The Confédération africaine des travailleurs croyants de l'A.E.F ('African Confederation of Believing Workers of French Equatorial Africa', abbreviated C.A.T.C-A.E.F) was a trade union confederation in French Equatorial Africa. CATC was founded in Pointe-Noire January 2–6, 1957 by the branches of the French trade union centre C.F.T.C in Gabon, Moyen-Congo, Chad and Ubangi-Shari. Gilbert Pongault was the chairman of C.A.T.C-A.E.F. The C.A.T.C-A.E.F retained a separate organization from the West African C.A.T.C, which had been formed a few months earlier. The two organizations did however maintain contacts between each other, albeit the attitude of C.A.T.C.-A.E.F towards its counterpart was characterized by jealousy towards the stronger unions in West Africa.

C.A.T.C-A.E.F claimed to be an apolitical trade union organization. C.A.T.C-A.E.F supported pluralism in the trade union movement and the notion of Pan-Africa Christian trade unionism. However, by using the word 'Believer' instead of 'Christian' (as in the original C.F.T.C name), C.A.T.C-A.E.F sought to include Muslim workers. Still, C.A.T.C-A.E.F was funded by the Catholic Church and became an affiliate of the International Federation of Christian Trade Unions.

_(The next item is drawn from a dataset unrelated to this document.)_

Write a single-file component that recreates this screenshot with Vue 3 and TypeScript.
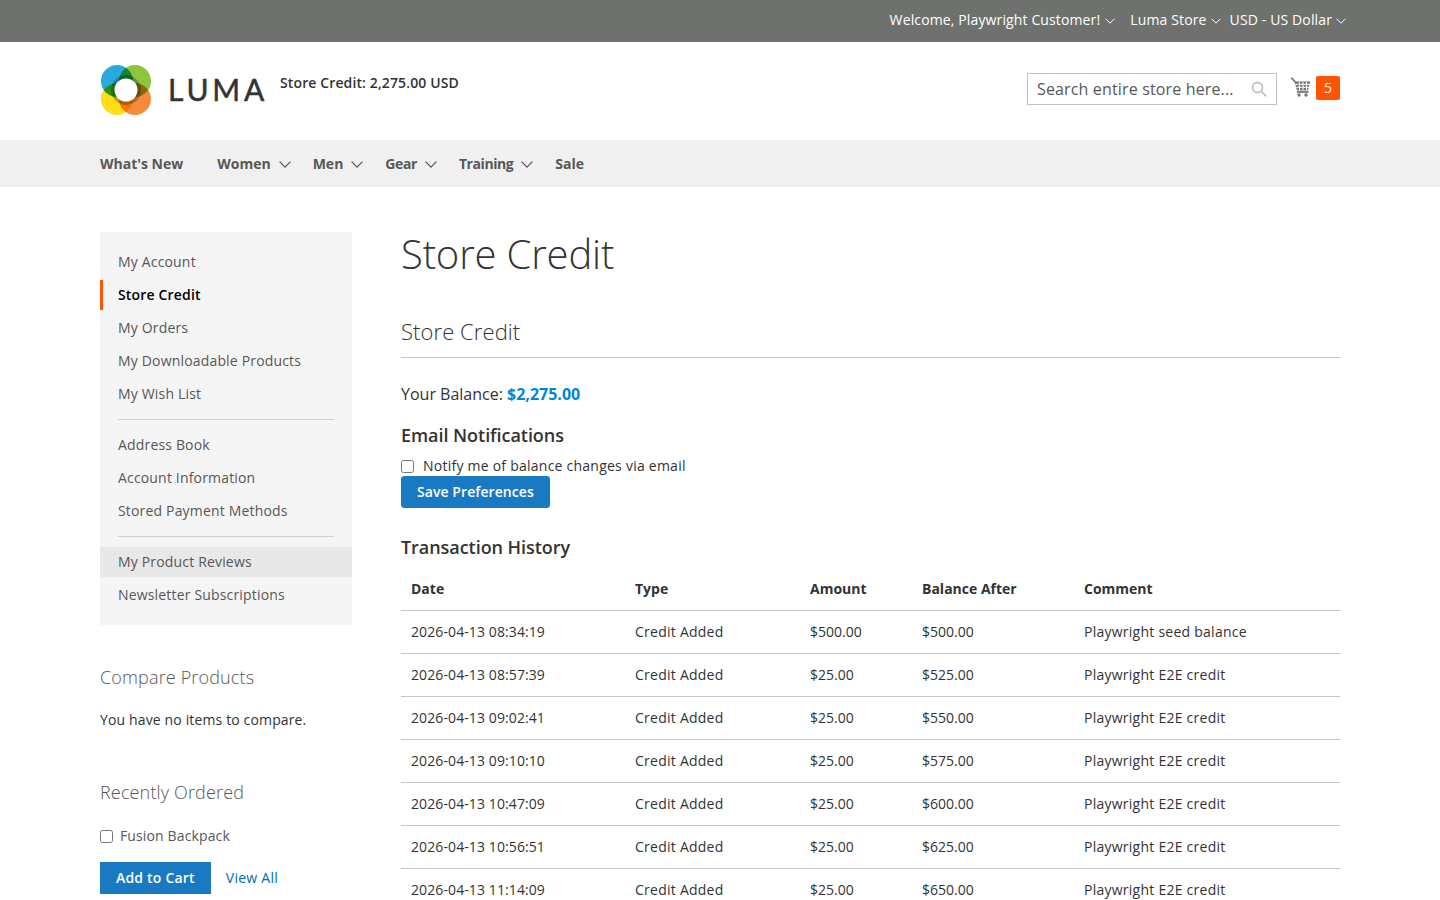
<script setup lang="ts">
const navItems = [
  { label: "What's New", caret: false, tight: false },
  { label: 'Women', caret: true, tight: false },
  { label: 'Men', caret: true, tight: false },
  { label: 'Gear', caret: true, tight: true },
  { label: 'Training', caret: true, tight: true },
  { label: 'Sale', caret: false, tight: false },
]

const accountGroups = [
  ['My Account', 'Store Credit', 'My Orders', 'My Downloadable Products', 'My Wish List'],
  ['Address Book', 'Account Information', 'Stored Payment Methods'],
  ['My Product Reviews', 'Newsletter Subscriptions'],
]

const rows = [
  ['2026-04-13 08:34:19', '$500.00', '$500.00', 'Playwright seed balance'],
  ['2026-04-13 08:57:39', '$25.00', '$525.00', 'Playwright E2E credit'],
  ['2026-04-13 09:02:41', '$25.00', '$550.00', 'Playwright E2E credit'],
  ['2026-04-13 09:10:10', '$25.00', '$575.00', 'Playwright E2E credit'],
  ['2026-04-13 10:47:09', '$25.00', '$600.00', 'Playwright E2E credit'],
  ['2026-04-13 10:56:51', '$25.00', '$625.00', 'Playwright E2E credit'],
  ['2026-04-13 11:14:09', '$25.00', '$650.00', 'Playwright E2E credit'],
]
</script>

<template>
  <div class="page">
    <div class="topbar">
      <span class="top-link welcome">Welcome, Playwright Customer!
        <svg class="chev-sm" viewBox="0 0 10 6"><path d="M.5.7 5 5.2 9.500.7" /></svg>
      </span>
      <span class="top-link store">Luma Store
        <svg class="chev-sm" viewBox="0 0 10 6"><path d="M.5.7 5 5.2 9.500.7" /></svg>
      </span>
      <span class="top-link">USD - US Dollar
        <svg class="chev-sm" viewBox="0 0 10 6"><path d="M.5.7 5 5.2 9.500.7" /></svg>
      </span>
    </div>

    <header class="header">
      <svg class="logo-mark" viewBox="0 0 50 50">
        <circle class="petal" cx="16" cy="16" r="16" fill="#2aa9e0" />
        <circle class="petal" cx="34" cy="16" r="16" fill="#8cc63f" />
        <circle class="petal" cx="16" cy="34" r="16" fill="#ffdd17" />
        <circle class="petal" cx="34" cy="34" r="16" fill="#f58a3c" />
        <circle class="petal" cx="25" cy="25" r="15" fill="#b8bfb4" />
        <circle cx="25" cy="25" r="11.500" fill="#fff" />
      </svg>
      <span class="logo-text">LUMA</span>
      <span class="credit">Store Credit: 2,275.00 USD</span>
      <div class="search">
        <span class="search-text">Search entire store here...</span>
        <svg class="search-icon" viewBox="0 0 16 16">
          <circle cx="6.500" cy="6.500" r="5" />
          <path d="m10.300 10.300 5 5" />
        </svg>
      </div>
      <svg class="cart" viewBox="0 0 20 20">
        <path d="M.3.800 4.800 5.500" class="cart-line" />
        <path d="M3.500 4.500h16l-2.600 9H6z" class="cart-basket" />
        <path d="M4.500 7.300h14.500M5.300 10.300h13M8.500 5v8.500M12 5v8.500M15.500 5v8.500" class="cart-grid" />
        <path d="M6 15h11.500" class="cart-line" />
        <circle cx="8" cy="18" r="1.700" fill="#757575" />
        <circle cx="15" cy="18" r="1.700" fill="#757575" />
      </svg>
      <span class="badge">5</span>
    </header>

    <nav class="nav">
      <span
        v-for="item in navItems"
        :key="item.label"
        class="nav-item"
        :class="{ caret: item.caret, tight: item.tight }"
      >
        {{ item.label }}
        <svg v-if="item.caret" class="chev-lg" viewBox="0 0 12 7"><path d="M.6.700 6 6.100 11.400.700" /></svg>
      </span>
    </nav>

    <main class="main">
      <aside class="sidebar">
        <div class="account-nav">
          <template v-for="(group, i) in accountGroups" :key="i">
            <div v-if="i > 0" class="divider"></div>
            <a
              v-for="link in group"
              :key="link"
              class="account-link"
              :class="{ current: link === 'Store Credit', hovered: link === 'My Product Reviews' }"
            >{{ link }}</a>
          </template>
        </div>

        <h3 class="side-title compare-title">Compare Products</h3>
        <p class="side-text">You have no items to compare.</p>

        <h3 class="side-title recent-title">Recently Ordered</h3>
        <label class="recent-item"><input type="checkbox" /> <span>Fusion Backpack</span></label>
        <div class="recent-actions">
          <button class="btn square">Add to Cart</button>
          <a class="view-all">View All</a>
        </div>
      </aside>

      <section class="content">
        <h1 class="page-title">Store Credit</h1>
        <h2 class="block-title">Store Credit</h2>
        <p class="balance">Your Balance: <strong>$2,275.00</strong></p>
        <h3 class="sub-title">Email Notifications</h3>
        <label class="notify"><input type="checkbox" /> <span>Notify me of balance changes via email</span></label>
        <button class="btn save">Save Preferences</button>
        <h3 class="sub-title history">Transaction History</h3>
        <table class="history-table">
          <colgroup>
            <col style="width: 224px" />
            <col style="width: 175px" />
            <col style="width: 112px" />
            <col style="width: 162px" />
            <col />
          </colgroup>
          <thead>
            <tr>
              <th>Date</th>
              <th>Type</th>
              <th>Amount</th>
              <th>Balance After</th>
              <th>Comment</th>
            </tr>
          </thead>
          <tbody>
            <tr v-for="row in rows" :key="row[0]">
              <td class="date">{{ row[0] }}</td>
              <td class="wide">Credit Added</td>
              <td>{{ row[1] }}</td>
              <td>{{ row[2] }}</td>
              <td class="wide">{{ row[3] }}</td>
            </tr>
          </tbody>
        </table>
      </section>
    </main>
  </div>
</template>

<style>
html,
body {
  margin: 0;
  overflow: hidden;
}
</style>

<style scoped>
.page {
  height: 900px;
  overflow: hidden;
  background: #fff;
  font-family: 'Open Sans', sans-serif;
  font-size: 14px;
  line-height: 20px;
  color: #333;
}

.topbar {
  display: flex;
  justify-content: flex-end;
  align-items: center;
  height: 42px;
  padding: 0 94px 2px 0;
  box-sizing: border-box;
  background: #6e716e;
  color: #fff;
  letter-spacing: 0.13px;
}

.top-link {
  display: flex;
  align-items: center;
  gap: 4px;
  margin-left: 9px;
}

.welcome {
  gap: 5px;
  margin-right: 6px;
}

.chev-sm {
  width: 10px;
  height: 6px;
  margin-top: 2px;
  fill: none;
  stroke: #fff;
  stroke-width: 1;
}

.header {
  display: flex;
  align-items: flex-start;
  height: 98px;
  padding: 23px 100px 0 101px;
  box-sizing: border-box;
}

.logo-mark {
  width: 50px;
  height: 50px;
  isolation: isolate;
}

.petal {
  mix-blend-mode: multiply;
}

.logo-text {
  width: 112px;
  margin: 6px 0 0 17px;
  font-family: Lato, sans-serif;
  font-size: 30px;
  line-height: 36px;
  letter-spacing: 3.8px;
  color: #333;
  -webkit-text-stroke: 0.5px #333;
}

.credit {
  margin: 8px 0 0 0;
  font-weight: 600;
  letter-spacing: 0.12px;
}

.search {
  display: flex;
  align-items: center;
  justify-content: space-between;
  width: 250px;
  height: 32px;
  margin: 8px 0 0 auto;
  padding: 0 9px;
  box-sizing: border-box;
  border: 1px solid #c2c2c2;
  font-size: 16px;
  letter-spacing: 0.15px;
  color: #575757;
}

.search-icon {
  width: 16px;
  height: 16px;
  fill: none;
  stroke: #c2c2c2;
  stroke-width: 1.800;
}

.cart {
  width: 20px;
  height: 20px;
  margin: 12px 0 0 14px;
}

.cart-line {
  fill: none;
  stroke: #757575;
  stroke-width: 1.800;
}

.cart-basket {
  fill: #757575;
}

.cart-grid {
  fill: none;
  stroke: #fff;
  stroke-width: 1;
}

.badge {
  width: 24px;
  height: 24px;
  margin: 11px 0 0 5px;
  border-radius: 2px;
  background: #ff5501;
  color: #fff;
  line-height: 24px;
  text-align: center;
}

.nav {
  display: flex;
  align-items: center;
  height: 47px;
  padding-left: 100px;
  background: #f0f0f0;
  font-weight: 700;
  color: #575757;
}

.nav-item {
  display: flex;
  align-items: center;
  margin-right: 34px;
}

.nav-item.caret {
  margin-right: 22px;
}

.nav-item.tight {
  letter-spacing: -0.42px;
}

.chev-lg {
  width: 12px;
  height: 7px;
  margin: 1px 0 0 8px;
  fill: none;
  stroke: #575757;
  stroke-width: 1.200;
}

.main {
  display: flex;
  gap: 49px;
  padding: 45px 100px 0;
}

.sidebar {
  flex: 0 0 252px;
}

.account-nav {
  display: flex;
  flex-direction: column;
  gap: 3px;
  padding: 15px 0;
  background: #f5f5f5;
  letter-spacing: 0.17px;
}

.account-link {
  padding: 5px 18px 5px 15px;
  color: #575757;
  border-left: 3px solid transparent;
}

.account-link.current {
  border-left-color: #ff5501;
  color: #000;
  font-weight: 600;
}

.account-link.hovered {
  background: #e8e8e8;
}

.divider {
  height: 1px;
  margin: 7px 18px;
  background: #d1d1d1;
}

.side-title {
  margin: 0;
  font-size: 18px;
  font-weight: 300;
  line-height: 24px;
  letter-spacing: 0.15px;
  color: #575757;
}

.compare-title {
  margin-top: 40px;
}

.side-text {
  margin: 21px 0 0;
  letter-spacing: 0.14px;
}

.recent-title {
  margin-top: 50px;
}

.recent-item {
  display: flex;
  align-items: center;
  gap: 7px;
  margin-top: 22px;
  letter-spacing: 0.13px;
  color: #575757;
}

.recent-item input,
.notify input {
  width: 13px;
  height: 13px;
  margin: 0;
}

.recent-actions {
  display: flex;
  align-items: center;
  gap: 15px;
  margin-top: 16px;
}

.btn {
  height: 32px;
  padding: 0 15px 2px;
  border: 1px solid #1979c3;
  border-radius: 3px;
  background: #1979c3;
  color: #fff;
  font-family: inherit;
  font-size: 14px;
  font-weight: 600;
  letter-spacing: 0.07px;
}

.btn.square {
  border-radius: 0;
  letter-spacing: 0.2px;
}

.view-all {
  letter-spacing: 0.25px;
  color: #006bb4;
}

.content {
  flex: 1;
  min-width: 0;
}

.page-title {
  margin: 0;
  font-size: 40px;
  font-weight: 300;
  line-height: 43px;
  letter-spacing: -0.17px;
}

.block-title {
  margin: 42px 0 0;
  padding-bottom: 12px;
  border-bottom: 1px solid #c6c6c6;
  font-size: 22px;
  font-weight: 300;
  line-height: 28px;
  letter-spacing: 0.08px;
}

.balance {
  margin: 26px 0 0;
  font-size: 16px;
  line-height: 20px;
}

.balance strong {
  color: #0086d6;
}

.sub-title {
  margin: 19px 0 0;
  font-size: 18px;
  font-weight: 600;
  line-height: 24px;
  letter-spacing: -0.05px;
}

.notify {
  display: flex;
  align-items: center;
  gap: 9px;
  margin-top: 9px;
  letter-spacing: 0.24px;
  color: #333;
}

.save {
  display: block;
}

.history {
  margin-top: 27px;
}

.history-table {
  width: 100%;
  margin-top: 9px;
  border-collapse: collapse;
  table-layout: fixed;
}

.history-table th {
  height: 42px;
  padding: 0 10px;
  box-sizing: border-box;
  border-bottom: 1px solid #c6c6c6;
  font-weight: 700;
  text-align: left;
}

.history-table td {
  height: 43px;
  padding: 0 10px;
  box-sizing: border-box;
  border-bottom: 1px solid #c6c6c6;
}

.history-table td.date {
  letter-spacing: 0.1px;
}

.history-table td.wide {
  letter-spacing: 0.25px;
}
</style>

And in spite of its apolitical profile, C.A.T.C-A.E.F did produce cadres for political parties, such as U.D.D.I.A in Congo.

In 1959 Pongault founded a new organization, Union panafricaine des travailleurs croyants ('Pan-African Union of Believing Workers' U.P.T.C), seeking to expand its activities beyond French Equatorial Africa. The local branches of C.A.T.C-A.E.F became national trade union centres, affiliated to UPTC. National trade union centres born out C.A.T.C-A.E.F were C.A.T.C-Congo, C.A.T.C-Gabon, C.A.T.C-Republique Centrafricaine, C.A.T.C-Tchad (later renamed the Confédération tchadienne de travail).